A similar experience was captured by CNBC when bitcoin price dropped by $200 after a new regulatory move by Chinese regulators in September 2017. Bitcoin price fell from $4,584 to $4,350 after China announced a ban on Initial Coin Offerings (ICOs) in the country.
On several occasions, investors have been at the mercy of hackers. These daredevil cybercriminals have made away with millions worth of bitcoin over the years.
Hackers stole 7,000 bitcoin from Binance, one of the most reputable bitcoin exchanges. The initial reaction was fear. Several investors wanted out of the coin. That harmed the currency’s value.
However, an assurance from Binance that their investment was safe yielded a positive result. It increased confidence in the digital currency. The price picked up again.
In essence, when bitcoin is hacked, fear of the unknown usually lead to a drop in price. As more investors lose interest in bitcoin, it depreciates rapidly. More interest translates to price appreciation as well.
Cointelegraph reported the effect of the notoriously famous Mt. Gox hacking in 2014. According to the article,
Experts suggested that the recent price drop of bitcoin to around $6,000 in February 2018 was down to an Mt. Gox trustee ‘panicking and selling $400 million worth of bitcoin.
You can imagine the impact of the hacking on this employee and others. He was forced into panic selling, same ways several other investors reacted to the news. That resulted in a drop in the price of bitcoin.
News and Media
Another factor that significantly affects the bitcoin price is news and media. Over the years, the price drops down in response to negative news and vice versa. For instance, the recent announcement of Facebook Libra had a positive effect on bitcoin.
Forbes’ Billy Bambrough reported,
The bitcoin price has surged over the last few months as interest in payments from the likes of Facebook, other major social media platforms, and some of Silicon Valley’s most valuable companies sparks a fresh wave of crypto mania after the bitcoin price slumped sharply throughout 2018.
This is an apt summary of the influence that news can have on the digital currency.
Supply and Demand
The law of supply and demand also sets in and plays a significant role in determining what happens to bitcoin. It is clear that if a digital currency has a high token supply and there is little demand for it, it will drop in value. However, if more investors are interested in the coin that the available token, the digital currency will experience a surge in price.
Cointelegraph takes a look at the impact of this law on bitcoin. The excerpt from one of its articles says:
This is linked to the scarcity element that drives up prices and is one of the factors that saw the price of bitcoin climb to its highest levels. The supply of bitcoin is capped at 21 million BTC — which is relatively low compared to other tokens — while the demand has soared in recent years.
While this is true, sometimes, though, several factors may trigger a reduction in the demand for this coin, leading to its depreciation. Some of these factors are discussed in this article.
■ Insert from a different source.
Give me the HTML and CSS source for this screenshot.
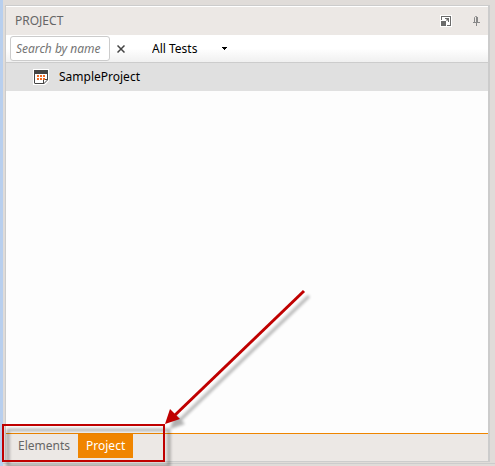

The Fear of Missing Out (FOMO)
A good percentage of investors bought into bitcoin out of the fear of missing out an opportunity to join the bitcoin investor group. This fear is usually pronounced after the digital currency reportedly appreciates or is appreciating. Some feel that if they don’t act swiftly and invest in the coin, they won’t benefit from the appreciation. This usually leads to more demand for the coin. Hence, price appreciation.
“That fear of missing out, or FOMO, can push previously-shy investors over the edge” is how Bloomberg describes the experience in a comprehensive article that discusses bitcoin’s performance on weekends.
How long investors can sustain and act on that fear is another thing. Sometime, it may be a short feeling that doesn’t pass the test of time. Once the initial euphoria dies down, demand reduces. The usual result is another dip in the price of the most popular cryptocurrency.
Since Bitcoin was announced in 2009, events have shown that you should not blame a single factor for bitcoin‘s performance. Instead, several factors contribute in a way or the other to its irrational price appreciation and depreciation.
Only the future will tell how this trend will continue.